Essendo l’unica data italiana per il giovane cantautore britannico, il sold-out della famosa sala milanese, riempita all’inverosimile, potevamo aspettarcelo. Più sorprendente la trasversalità del pubblico presente, che passa dai baby boomer agli adolescenti senza soluzione di continuità, a dimostrazione del buon livello di fama raggiunta (e, aggiungiamo, meritata) presso gli ascoltatori del nostro paese. Quattro album all’attivo, di cui l’ultimo — Small Changes, molto bello — uscito solo pochi mesi fa e del quale si è parlato anche sulle pagine del Buscadero.
È proprio quest’ultima opera a rappresentare la principale ossatura della setlist: alla fine, avremo ascoltato quasi tutte le canzoni in esso contenute, mentre il resto dell’esibizione sarà equamente divisa tra i brani di Love & Hate e del secondo, omonimo Kiwanuka. Unico brano ripreso dall’esordio Home Again, la title-track. L’act di supporto, J Appiah, fa la sua parte nel cercare di scaldare gli spettatori, tutto sommato poco vivaci, come se fossero in attesa di partecipare ad una cerimonia sacra. E sarà proprio quel che accadrà.
Il tempo di risistemare il palco, creare uno spazio di luci soffuse (con abat-jour sistemate qua e là) e alle 21.30 precise entra Michael con la band e le coriste. Si parte con The Rest Of Me, bella canzone tratta dall’ultima fatica, e alle spalle di Kiwanuka un grande schermo inizia a proporci una sequela di filmati il cui contenuto si pone in linea con quanto stiamo ascoltando. Sono immagini il più delle volte dolci e molto spirituali, esclusivamente riguardanti persone di colore, siano esse adulti o neonati. Senza dimenticare qualche accenno al credo religioso (lui è un cristiano convinto) o a stati d’animo più tumultuosi, da afrodiscendente ostile alle ingiustizie e al pregiudizio razziale dei bianchi (Black Man In A White World).
L’iniziale The Rest Of Me, dicevamo, predispone lo schema di quanto osserveremo e ascolteremo per tutto il concerto (poco meno di due ore). La voce di Kiwanuka, davvero molto bella, risulta essere lo strumento principale; l’accompagnamento del gruppo, sul palco, è buono e soffuso, ma resta decisamente nelle retrovie rispetto al cantante e alla sua chitarra acustica. Un susseguirsi di belle, a volte bellissime canzoni, che il pubblico segue in silenzio quasi religioso: solo raramente, bis finali a parte, si alza da parte di qualche astante un canto sussurrato, giusto per accompagnare i brani più noti.

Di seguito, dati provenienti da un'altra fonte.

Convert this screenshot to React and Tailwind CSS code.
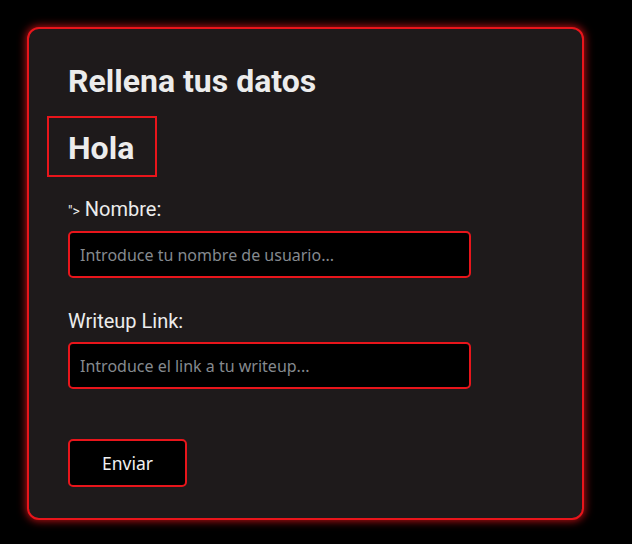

La miscela folk-soul di Michael è pulita ed efficace, le canzoni scorrono una dopo l’altra in modo omogeneo, senza momenti di particolare accensione: è comunque un bel sentire, perché i brani sono tutti validi e tanto basta. Ricordiamo Follow Your Dreams, Hero, Rebel Soul e il tono quasi spacey di Floating Parade. Rari i momenti in cui altri prendono il sopravvento, fatta eccezione per qualche intervento delle coriste e per alcuni assoli di chitarra elettrica che peraltro ricalcano quelli sentiti nei dischi di studio (à la David Gilmour, per intenderci).
Una convincente versione di Stay By My Side termina lo spettacolo dopo circa un’ora e un quarto di musica, con il pubblico a reclamare a viva voce un supplemento, che puntuale arriva con Lowdown, Small Changes e la splendida Four Long Years, forse il brano migliore dell’ultimo album. Non si può certo finire qui, e infatti l’ultima rentrée in scena prevede Cold Little Heart, di certo il suo brano più famoso (anche grazie ai molti passaggi televisivi di una fortunata serie) e l’ultima Love & Hate, che mette il suggello a una performance decisamente riuscita, accompagnata da un pubblico pacato e riverente, sembrato intimamente connesso alla proposta dell’autore.
L’unico, piccolo rimpianto è quello di non aver ricevuto «scosse» da qualche brano un po’ più vivace che, per quanto raro, nel repertorio dell’artista non manca.